WHAT THE EXERCISE ASKS
All of the material below is to be returned exactly.

SUPPLIED INFORMATION
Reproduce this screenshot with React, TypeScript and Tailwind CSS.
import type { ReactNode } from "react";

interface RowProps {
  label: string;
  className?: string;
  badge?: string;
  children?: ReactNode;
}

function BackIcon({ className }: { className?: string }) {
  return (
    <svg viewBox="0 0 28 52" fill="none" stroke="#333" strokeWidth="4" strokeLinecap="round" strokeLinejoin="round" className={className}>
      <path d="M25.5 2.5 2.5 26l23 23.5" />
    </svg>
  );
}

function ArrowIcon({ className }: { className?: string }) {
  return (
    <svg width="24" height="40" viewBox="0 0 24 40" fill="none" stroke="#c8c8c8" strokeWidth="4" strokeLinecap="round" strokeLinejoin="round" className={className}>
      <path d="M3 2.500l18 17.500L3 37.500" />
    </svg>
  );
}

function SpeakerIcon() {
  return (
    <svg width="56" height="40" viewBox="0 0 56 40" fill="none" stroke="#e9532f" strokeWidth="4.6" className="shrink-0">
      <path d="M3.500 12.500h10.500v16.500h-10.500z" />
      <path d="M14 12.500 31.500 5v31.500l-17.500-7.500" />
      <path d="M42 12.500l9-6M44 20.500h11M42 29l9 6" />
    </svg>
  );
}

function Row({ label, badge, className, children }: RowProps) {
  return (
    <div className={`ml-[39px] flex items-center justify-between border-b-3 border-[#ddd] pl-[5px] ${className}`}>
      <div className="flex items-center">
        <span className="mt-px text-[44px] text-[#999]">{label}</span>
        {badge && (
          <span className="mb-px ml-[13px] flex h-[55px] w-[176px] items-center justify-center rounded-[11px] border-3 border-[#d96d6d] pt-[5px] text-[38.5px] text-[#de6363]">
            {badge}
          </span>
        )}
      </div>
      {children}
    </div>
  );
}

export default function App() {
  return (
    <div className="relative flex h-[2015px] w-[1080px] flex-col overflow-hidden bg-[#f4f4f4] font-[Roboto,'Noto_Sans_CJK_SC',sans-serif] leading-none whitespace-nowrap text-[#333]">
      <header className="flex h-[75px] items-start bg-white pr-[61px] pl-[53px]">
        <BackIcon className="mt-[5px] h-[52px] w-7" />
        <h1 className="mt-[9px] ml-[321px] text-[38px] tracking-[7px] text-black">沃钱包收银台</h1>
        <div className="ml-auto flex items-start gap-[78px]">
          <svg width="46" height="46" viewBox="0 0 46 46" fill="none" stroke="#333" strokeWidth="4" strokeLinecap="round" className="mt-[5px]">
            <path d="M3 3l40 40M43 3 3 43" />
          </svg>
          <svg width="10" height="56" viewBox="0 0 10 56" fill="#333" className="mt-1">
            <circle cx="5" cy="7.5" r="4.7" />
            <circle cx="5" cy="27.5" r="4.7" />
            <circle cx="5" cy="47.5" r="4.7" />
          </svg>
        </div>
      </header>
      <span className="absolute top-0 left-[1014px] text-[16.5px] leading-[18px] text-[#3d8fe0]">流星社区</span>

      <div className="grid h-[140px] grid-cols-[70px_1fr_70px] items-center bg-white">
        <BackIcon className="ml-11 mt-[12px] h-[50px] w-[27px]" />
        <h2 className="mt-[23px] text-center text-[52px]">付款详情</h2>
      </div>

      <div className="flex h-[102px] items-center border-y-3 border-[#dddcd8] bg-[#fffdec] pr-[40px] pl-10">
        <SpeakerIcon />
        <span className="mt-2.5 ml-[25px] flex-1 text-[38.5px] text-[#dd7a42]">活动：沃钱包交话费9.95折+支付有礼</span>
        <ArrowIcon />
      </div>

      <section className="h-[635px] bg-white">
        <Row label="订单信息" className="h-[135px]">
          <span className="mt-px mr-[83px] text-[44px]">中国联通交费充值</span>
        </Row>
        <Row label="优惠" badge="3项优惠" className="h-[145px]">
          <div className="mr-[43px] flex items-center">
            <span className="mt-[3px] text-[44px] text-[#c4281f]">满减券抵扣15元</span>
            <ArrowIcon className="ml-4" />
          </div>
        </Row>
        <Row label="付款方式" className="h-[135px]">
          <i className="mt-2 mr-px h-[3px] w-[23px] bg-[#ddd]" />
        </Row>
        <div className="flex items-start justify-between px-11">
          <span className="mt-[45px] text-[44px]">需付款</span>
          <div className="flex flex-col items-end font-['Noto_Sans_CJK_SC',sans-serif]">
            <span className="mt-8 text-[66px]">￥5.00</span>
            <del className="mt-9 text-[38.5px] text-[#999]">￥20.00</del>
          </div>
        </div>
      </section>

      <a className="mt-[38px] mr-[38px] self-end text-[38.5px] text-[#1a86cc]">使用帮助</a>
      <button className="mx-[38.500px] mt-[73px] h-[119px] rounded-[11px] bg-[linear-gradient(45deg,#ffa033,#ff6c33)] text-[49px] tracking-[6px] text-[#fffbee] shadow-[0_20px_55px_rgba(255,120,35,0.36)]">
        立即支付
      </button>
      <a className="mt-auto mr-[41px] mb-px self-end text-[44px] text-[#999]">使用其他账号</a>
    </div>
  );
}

COMPLETE RESPONSE
Reproduce this screenshot with React, TypeScript and Tailwind CSS.
import type { ReactNode } from "react";

interface RowProps {
  label: string;
  className?: string;
  badge?: string;
  children?: ReactNode;
}

function BackIcon({ className }: { className?: string }) {
  return (
    <svg viewBox="0 0 28 52" fill="none" stroke="#333" strokeWidth="4" strokeLinecap="round" strokeLinejoin="round" className={className}>
      <path d="M25.5 2.5 2.5 26l23 23.5" />
    </svg>
  );
}

function ArrowIcon({ className }: { className?: string }) {
  return (
    <svg width="24" height="40" viewBox="0 0 24 40" fill="none" stroke="#c8c8c8" strokeWidth="4" strokeLinecap="round" strokeLinejoin="round" className={className}>
      <path d="M3 2.500l18 17.500L3 37.500" />
    </svg>
  );
}

function SpeakerIcon() {
  return (
    <svg width="56" height="40" viewBox="0 0 56 40" fill="none" stroke="#e9532f" strokeWidth="4.6" className="shrink-0">
      <path d="M3.500 12.500h10.500v16.500h-10.500z" />
      <path d="M14 12.500 31.500 5v31.500l-17.500-7.500" />
      <path d="M42 12.500l9-6M44 20.500h11M42 29l9 6" />
    </svg>
  );
}

function Row({ label, badge, className, children }: RowProps) {
  return (
    <div className={`ml-[39px] flex items-center justify-between border-b-3 border-[#ddd] pl-[5px] ${className}`}>
      <div className="flex items-center">
        <span className="mt-px text-[44px] text-[#999]">{label}</span>
        {badge && (
          <span className="mb-px ml-[13px] flex h-[55px] w-[176px] items-center justify-center rounded-[11px] border-3 border-[#d96d6d] pt-[5px] text-[38.5px] text-[#de6363]">
            {badge}
          </span>
        )}
      </div>
      {children}
    </div>
  );
}

export default function App() {
  return (
    <div className="relative flex h-[2015px] w-[1080px] flex-col overflow-hidden bg-[#f4f4f4] font-[Roboto,'Noto_Sans_CJK_SC',sans-serif] leading-none whitespace-nowrap text-[#333]">
      <header className="flex h-[75px] items-start bg-white pr-[61px] pl-[53px]">
        <BackIcon className="mt-[5px] h-[52px] w-7" />
        <h1 className="mt-[9px] ml-[321px] text-[38px] tracking-[7px] text-black">沃钱包收银台</h1>
        <div className="ml-auto flex items-start gap-[78px]">
          <svg width="46" height="46" viewBox="0 0 46 46" fill="none" stroke="#333" strokeWidth="4" strokeLinecap="round" className="mt-[5px]">
            <path d="M3 3l40 40M43 3 3 43" />
          </svg>
          <svg width="10" height="56" viewBox="0 0 10 56" fill="#333" className="mt-1">
            <circle cx="5" cy="7.5" r="4.7" />
            <circle cx="5" cy="27.5" r="4.7" />
            <circle cx="5" cy="47.5" r="4.7" />
          </svg>
        </div>
      </header>
      <span className="absolute top-0 left-[1014px] text-[16.5px] leading-[18px] text-[#3d8fe0]">流星社区</span>

      <div className="grid h-[140px] grid-cols-[70px_1fr_70px] items-center bg-white">
        <BackIcon className="ml-11 mt-[12px] h-[50px] w-[27px]" />
        <h2 className="mt-[23px] text-center text-[52px]">付款详情</h2>
      </div>

      <div className="flex h-[102px] items-center border-y-3 border-[#dddcd8] bg-[#fffdec] pr-[40px] pl-10">
        <SpeakerIcon />
        <span className="mt-2.5 ml-[25px] flex-1 text-[38.5px] text-[#dd7a42]">活动：沃钱包交话费9.95折+支付有礼</span>
        <ArrowIcon />
      </div>

      <section className="h-[635px] bg-white">
        <Row label="订单信息" className="h-[135px]">
          <span className="mt-px mr-[83px] text-[44px]">中国联通交费充值</span>
        </Row>
        <Row label="优惠" badge="3项优惠" className="h-[145px]">
          <div className="mr-[43px] flex items-center">
            <span className="mt-[3px] text-[44px] text-[#c4281f]">满减券抵扣15元</span>
            <ArrowIcon className="ml-4" />
          </div>
        </Row>
        <Row label="付款方式" className="h-[135px]">
          <i className="mt-2 mr-px h-[3px] w-[23px] bg-[#ddd]" />
        </Row>
        <div className="flex items-start justify-between px-11">
          <span className="mt-[45px] text-[44px]">需付款</span>
          <div className="flex flex-col items-end font-['Noto_Sans_CJK_SC',sans-serif]">
            <span className="mt-8 text-[66px]">￥5.00</span>
            <del className="mt-9 text-[38.5px] text-[#999]">￥20.00</del>
          </div>
        </div>
      </section>

      <a className="mt-[38px] mr-[38px] self-end text-[38.5px] text-[#1a86cc]">使用帮助</a>
      <button className="mx-[38.500px] mt-[73px] h-[119px] rounded-[11px] bg-[linear-gradient(45deg,#ffa033,#ff6c33)] text-[49px] tracking-[6px] text-[#fffbee] shadow-[0_20px_55px_rgba(255,120,35,0.36)]">
        立即支付
      </button>
      <a className="mt-auto mr-[41px] mb-px self-end text-[44px] text-[#999]">使用其他账号</a>
    </div>
  );
}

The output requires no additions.